I am referring to my new e-petition, which calls on the government to legislate against MPs speaking or voting in debates on matters which could lead to them, companies connected with them or donors to their political party, gaining money. You can find it at http://epetitions.direct.gov.uk/petitions/44971 – got it? Good, now sign it, please. Done that? Now read on. Thanks!
I do think this is a vital step to prevent corruption – if such a law had been in place before the current government came into power, Andrew Lansley would not have been able to speak in favour of his Health and Social Care Act before it was passed (he had received money from Care UK, as is well-documented on this blog and others).
But it is only a step. If this e-petition receives 10,000 signatures, then the government will post a response and I am dying to find out what it might be.
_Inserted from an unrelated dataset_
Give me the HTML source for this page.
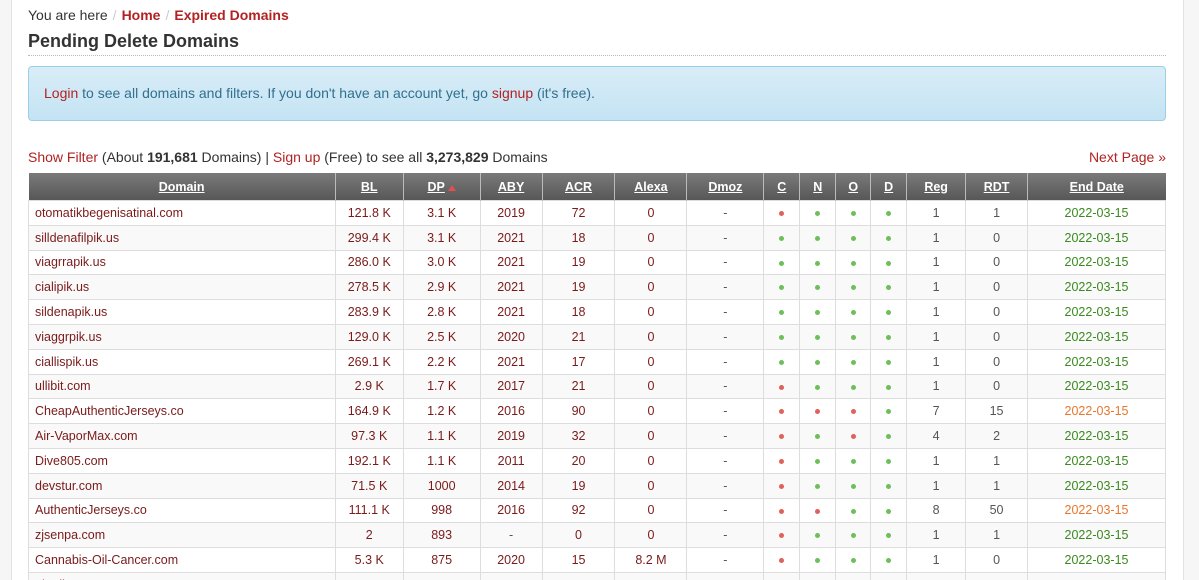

A Facebook friend of this blog sent me the response to an e-petition calling for the abolition of “work for your benefit/workfare” schemes in the UK, which seemed most keen to take issue with the use of the word “workfare”, even though it has been well-established in the British political scene for many years. It went on to describe the work-for-benefit schemes it does offer – in glowing terms. It makes me doubt whether the people responsible have taken the petition seriously.
Please support my petition. And please promote it by sharing the link with your friends – both online and in the real world, if possible. The Coalition Agreement of 2010 states that “the Government believes that we need to throw open the doors of public bodies, to enable the public to hold politicians and public bodies to account” but we have seen no evidence of this happening. If anything, it seems the creatures who stalk the corridors of power are more corrupt than ever before.
Does anyone remember the scandal when it was revealed lobbyists could gain access to David Cameron in return for a £250,000 donation to the Conservative Party?
This kind of behaviour must be fought. First, I think we should try to banish it from the chamber of the House of Commons. If a debate does take place, it would be interesting to see who takes part and how many oppose the proposal – for obvious reasons.
If the e-petition gets that far, it might be possible to expand, considering the activities of lobbyists and whether former MPs should be allowed to take jobs with companies that benefit from government contracts.
For my next e-petition, I have been weighing up my chances of getting one published that would seek a debate on
Gideon George Osborne’s misuse of taxpayers’ cash to fund his £1 million property moneyspinner – the paddock affair. I couldn’t get one published about the Commissioner for Parliamentary Standards, who whitewashed the issue, and I doubt I could get one published seeking the dismissal of Osborne himself.
But a debate, using him as an example? That might be the way.
As ever, I am interested in your opinions.